Incubation of their eggs is accomplished by external heat — volcanic soils, sun-warmed beaches, or rotting vegetation (compost) — and not by parents. Megapodes lay very large eggs, and insure that they are buried at precise temperatures. The young hatch, dig out on their own, and, astonishingly, fly away from nesting grounds within hours and never directly interact with their parents in doing so.

This exceptional breeding strategy worked in the context of megapodes’ origins in landscapes that formed from Australian and New Guinean plate fragments, and it has allowed many megapode species to successfully colonize islands well out in to the western Pacific.

Yet volcano birds are not faring well in the modern age. The Polynesian diaspora into the Pacific meant that megapode nesting grounds provided easily found egg meals for these seafarers.

There is a dramatic fossil history of megapode extinction across the western Pacific. And today, with all islands and continental fragments of the megapodes occupied by humans, the threat of egg poaching — on beaches that have historically served as nesting grounds for up to hundreds of thousands of eggs — has left nearly half (10 of 22 species) of the megapodes at risk of extinction.

We humans, and our dogs, cats, and rats, have collided with megapodes in ways that make their conservation imperative.

In Sulawesi I saw how our efforts to conserve the species are working.
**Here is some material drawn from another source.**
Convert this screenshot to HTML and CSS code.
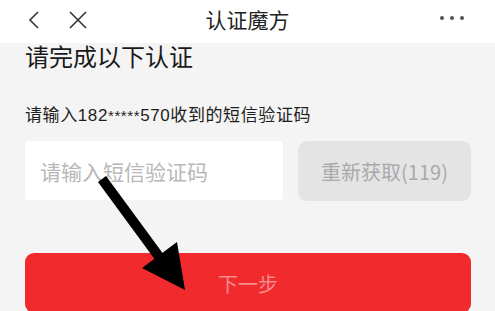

Conservationists help maleo poachers find new livelihoods as the birds’ guardians. They re-bury maleo eggs in warm soil protected by fencing, and away from other villagers and their dogs and cats. Resulting hatching success is high, and the freed maleo chicks have a renewed chance of thriving.

I want to help WCS grow this conservation model across more species of this exceptional group. Learning how to rear megapodes in captivity, as we do at the Bronx Zoo, is part of that goal. Identifying where, among the islands holding the remaining endangered species, there remains sufficient habitat and potential to engage local peoples’ in the protection and safe rearing of megapode eggs, is another goal. Another conservation goal is inspired by the historical capacity of megapodes to disperse and populate the western Pacific. For species like the Polynesian megapode, now restricted to, and on the edge of extinction in Niuafo’ou Island in Tonga, we should consider translocating populations (assisting in their migration) to different islands out of harm’s way.

We must conserve volcano birds in the modern age, where Wallace, volcanoes, and evolution have so dramatically collided. We can do so using our joint capacity for captive rearing and on-the-ground conservation.